Data excerpt:
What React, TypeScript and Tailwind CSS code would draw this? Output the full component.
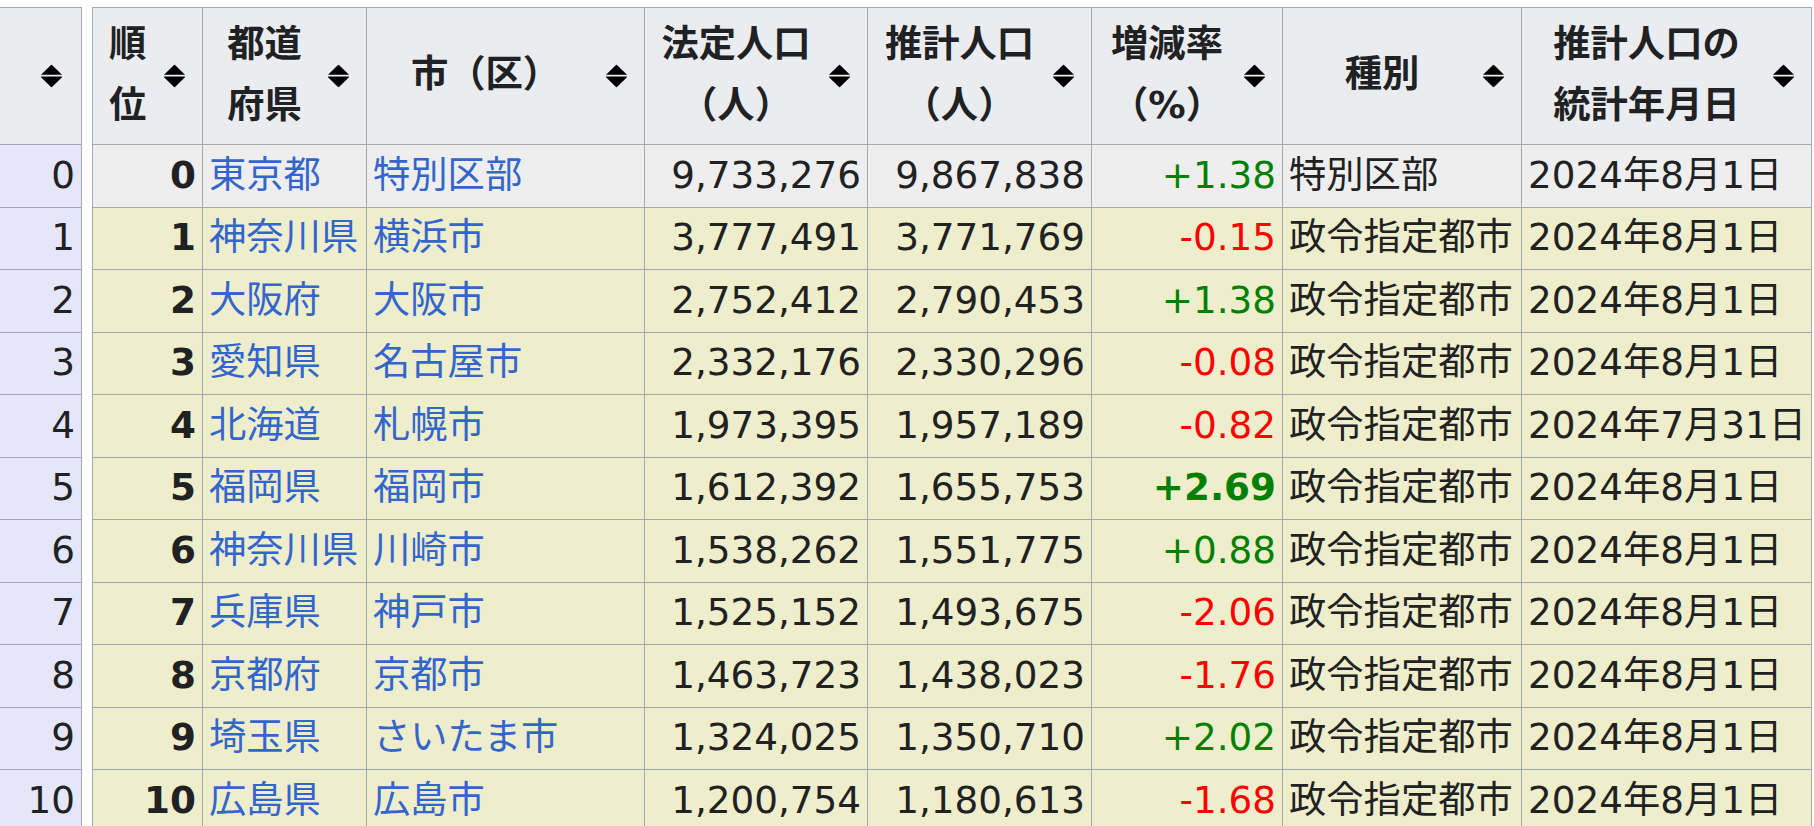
import React from 'react';

type Row = {
  pref: string;
  city: string;
  legal: string;
  est: string;
  rate: string;
  kind: string;
  date: string;
  strong?: boolean;
};

const ROWS: Row[] = [
  { pref: '東京都', city: '特別区部', legal: '9,733,276', est: '9,867,838', rate: '+1.38', kind: '特別区部', date: '2024年8月1日' },
  { pref: '神奈川県', city: '横浜市', legal: '3,777,491', est: '3,771,769', rate: '-0.15', kind: '政令指定都市', date: '2024年8月1日' },
  { pref: '大阪府', city: '大阪市', legal: '2,752,412', est: '2,790,453', rate: '+1.38', kind: '政令指定都市', date: '2024年8月1日' },
  { pref: '愛知県', city: '名古屋市', legal: '2,332,176', est: '2,330,296', rate: '-0.08', kind: '政令指定都市', date: '2024年8月1日' },
  { pref: '北海道', city: '札幌市', legal: '1,973,395', est: '1,957,189', rate: '-0.82', kind: '政令指定都市', date: '2024年7月31日' },
  { pref: '福岡県', city: '福岡市', legal: '1,612,392', est: '1,655,753', rate: '+2.69', kind: '政令指定都市', date: '2024年8月1日', strong: true },
  { pref: '神奈川県', city: '川崎市', legal: '1,538,262', est: '1,551,775', rate: '+0.88', kind: '政令指定都市', date: '2024年8月1日' },
  { pref: '兵庫県', city: '神戸市', legal: '1,525,152', est: '1,493,675', rate: '-2.06', kind: '政令指定都市', date: '2024年8月1日' },
  { pref: '京都府', city: '京都市', legal: '1,463,723', est: '1,438,023', rate: '-1.76', kind: '政令指定都市', date: '2024年8月1日' },
  { pref: '埼玉県', city: 'さいたま市', legal: '1,324,025', est: '1,350,710', rate: '+2.02', kind: '政令指定都市', date: '2024年8月1日' },
  { pref: '広島県', city: '広島市', legal: '1,200,754', est: '1,180,613', rate: '-1.68', kind: '政令指定都市', date: '2024年8月1日' },
];

// widths between border lines, left to right (sum 1719)
const COLS = [110, 164, 278, 223, 224, 191, 239, 290];

function SortIcon({ right = 'right-[17px]' }: { right?: string }) {
  return (
    <svg
      width="21"
      height="23"
      viewBox="0 0 21 23"
      className={`absolute ${right} top-1/2 -translate-y-1/2`}
      fill="#000"
    >
      <path d="M0 10.2 10.5 0 21 10.2Z" />
      <path d="M0 12H21V12.8L10.5 23 0 12.8Z" />
    </svg>
  );
}

const th =
  'relative border border-[#a2a9b1] bg-[#eaecf0] pl-[16px] pr-[56px] py-0 text-center align-middle font-bold leading-[61px]';
const td = 'border border-[#a2a9b1] pl-[6px] pr-[6px] py-0 align-middle whitespace-nowrap';

function Head({ children, arrow }: { children?: React.ReactNode; arrow?: string }) {
  return (
    <th className={th}>
      <div className="pb-[3px]">{children}</div>
      <SortIcon right={arrow} />
    </th>
  );
}

export default function App() {
  return (
    <div className="flex h-[826px] items-start gap-[10px] overflow-hidden bg-white pt-[7px] font-[family-name:DejaVu_Sans,Noto_Sans_CJK_JP,sans-serif] text-[37.3px] text-[#202122]">
      {/* row index */}
      <table className="-ml-[1px] w-[83px] shrink-0 table-fixed border-collapse">
        <colgroup>
          <col className="w-[82px]" />
        </colgroup>
        <thead>
          <tr className="h-[137px]">
            <Head arrow="right-[19px]" />
          </tr>
        </thead>
        <tbody>
          {ROWS.map((_, i) => (
            <tr key={i} className="h-[62.5px]">
              <td className={`${td} bg-[#e6e6fa] text-right`}>{i}</td>
            </tr>
          ))}
        </tbody>
      </table>

      {/* ranking table */}
      <table className="w-[1720px] shrink-0 table-fixed border-collapse">
        <colgroup>
          {COLS.map((w, i) => (
            <col key={i} style={{ width: w }} />
          ))}
        </colgroup>
        <thead>
          <tr className="h-[137px]">
            <Head>順<br />位</Head>
            <Head>都道<br />府県</Head>
            <Head>市（区）</Head>
            <Head>法定人口<br />（人）</Head>
            <Head>推計人口<br />（人）</Head>
            <Head>増減率<br />（%）</Head>
            <Head>種別</Head>
            <Head>推計人口の<br />統計年月日</Head>
          </tr>
        </thead>
        <tbody>
          {ROWS.map((r, i) => (
            <tr key={i} className={`h-[62.5px] ${i === 0 ? 'bg-[#eeeeee]' : 'bg-[#eeeecc]'}`}>
              <td className={`${td} text-right font-bold`}>{i}</td>
              <td className={td}>
                <a className="text-[#3366cc]">{r.pref}</a>
              </td>
              <td className={td}>
                <a className="text-[#3366cc]">{r.city}</a>
              </td>
              <td className={`${td} text-right`}>{r.legal}</td>
              <td className={`${td} text-right`}>{r.est}</td>
              <td
                className={`${td} text-right ${r.rate.startsWith('+') ? 'text-[#008000]' : 'text-[#ff0000]'} ${r.strong ? 'font-bold' : ''}`}
              >
                {r.rate}
              </td>
              <td className={td}>{r.kind}</td>
              <td className={td}>{r.date}</td>
            </tr>
          ))}
        </tbody>
      </table>
    </div>
  );
}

Given problem: Skip every picture and transcribe the data above exactly.

Response to the task:
What React, TypeScript and Tailwind CSS code would draw this? Output the full component.
import React from 'react';

type Row = {
  pref: string;
  city: string;
  legal: string;
  est: string;
  rate: string;
  kind: string;
  date: string;
  strong?: boolean;
};

const ROWS: Row[] = [
  { pref: '東京都', city: '特別区部', legal: '9,733,276', est: '9,867,838', rate: '+1.38', kind: '特別区部', date: '2024年8月1日' },
  { pref: '神奈川県', city: '横浜市', legal: '3,777,491', est: '3,771,769', rate: '-0.15', kind: '政令指定都市', date: '2024年8月1日' },
  { pref: '大阪府', city: '大阪市', legal: '2,752,412', est: '2,790,453', rate: '+1.38', kind: '政令指定都市', date: '2024年8月1日' },
  { pref: '愛知県', city: '名古屋市', legal: '2,332,176', est: '2,330,296', rate: '-0.08', kind: '政令指定都市', date: '2024年8月1日' },
  { pref: '北海道', city: '札幌市', legal: '1,973,395', est: '1,957,189', rate: '-0.82', kind: '政令指定都市', date: '2024年7月31日' },
  { pref: '福岡県', city: '福岡市', legal: '1,612,392', est: '1,655,753', rate: '+2.69', kind: '政令指定都市', date: '2024年8月1日', strong: true },
  { pref: '神奈川県', city: '川崎市', legal: '1,538,262', est: '1,551,775', rate: '+0.88', kind: '政令指定都市', date: '2024年8月1日' },
  { pref: '兵庫県', city: '神戸市', legal: '1,525,152', est: '1,493,675', rate: '-2.06', kind: '政令指定都市', date: '2024年8月1日' },
  { pref: '京都府', city: '京都市', legal: '1,463,723', est: '1,438,023', rate: '-1.76', kind: '政令指定都市', date: '2024年8月1日' },
  { pref: '埼玉県', city: 'さいたま市', legal: '1,324,025', est: '1,350,710', rate: '+2.02', kind: '政令指定都市', date: '2024年8月1日' },
  { pref: '広島県', city: '広島市', legal: '1,200,754', est: '1,180,613', rate: '-1.68', kind: '政令指定都市', date: '2024年8月1日' },
];

// widths between border lines, left to right (sum 1719)
const COLS = [110, 164, 278, 223, 224, 191, 239, 290];

function SortIcon({ right = 'right-[17px]' }: { right?: string }) {
  return (
    <svg
      width="21"
      height="23"
      viewBox="0 0 21 23"
      className={`absolute ${right} top-1/2 -translate-y-1/2`}
      fill="#000"
    >
      <path d="M0 10.2 10.5 0 21 10.2Z" />
      <path d="M0 12H21V12.8L10.5 23 0 12.8Z" />
    </svg>
  );
}

const th =
  'relative border border-[#a2a9b1] bg-[#eaecf0] pl-[16px] pr-[56px] py-0 text-center align-middle font-bold leading-[61px]';
const td = 'border border-[#a2a9b1] pl-[6px] pr-[6px] py-0 align-middle whitespace-nowrap';

function Head({ children, arrow }: { children?: React.ReactNode; arrow?: string }) {
  return (
    <th className={th}>
      <div className="pb-[3px]">{children}</div>
      <SortIcon right={arrow} />
    </th>
  );
}

export default function App() {
  return (
    <div className="flex h-[826px] items-start gap-[10px] overflow-hidden bg-white pt-[7px] font-[family-name:DejaVu_Sans,Noto_Sans_CJK_JP,sans-serif] text-[37.3px] text-[#202122]">
      {/* row index */}
      <table className="-ml-[1px] w-[83px] shrink-0 table-fixed border-collapse">
        <colgroup>
          <col className="w-[82px]" />
        </colgroup>
        <thead>
          <tr className="h-[137px]">
            <Head arrow="right-[19px]" />
          </tr>
        </thead>
        <tbody>
          {ROWS.map((_, i) => (
            <tr key={i} className="h-[62.5px]">
              <td className={`${td} bg-[#e6e6fa] text-right`}>{i}</td>
            </tr>
          ))}
        </tbody>
      </table>

      {/* ranking table */}
      <table className="w-[1720px] shrink-0 table-fixed border-collapse">
        <colgroup>
          {COLS.map((w, i) => (
            <col key={i} style={{ width: w }} />
          ))}
        </colgroup>
        <thead>
          <tr className="h-[137px]">
            <Head>順<br />位</Head>
            <Head>都道<br />府県</Head>
            <Head>市（区）</Head>
            <Head>法定人口<br />（人）</Head>
            <Head>推計人口<br />（人）</Head>
            <Head>増減率<br />（%）</Head>
            <Head>種別</Head>
            <Head>推計人口の<br />統計年月日</Head>
          </tr>
        </thead>
        <tbody>
          {ROWS.map((r, i) => (
            <tr key={i} className={`h-[62.5px] ${i === 0 ? 'bg-[#eeeeee]' : 'bg-[#eeeecc]'}`}>
              <td className={`${td} text-right font-bold`}>{i}</td>
              <td className={td}>
                <a className="text-[#3366cc]">{r.pref}</a>
              </td>
              <td className={td}>
                <a className="text-[#3366cc]">{r.city}</a>
              </td>
              <td className={`${td} text-right`}>{r.legal}</td>
              <td className={`${td} text-right`}>{r.est}</td>
              <td
                className={`${td} text-right ${r.rate.startsWith('+') ? 'text-[#008000]' : 'text-[#ff0000]'} ${r.strong ? 'font-bold' : ''}`}
              >
                {r.rate}
              </td>
              <td className={td}>{r.kind}</td>
              <td className={td}>{r.date}</td>
            </tr>
          ))}
        </tbody>
      </table>
    </div>
  );
}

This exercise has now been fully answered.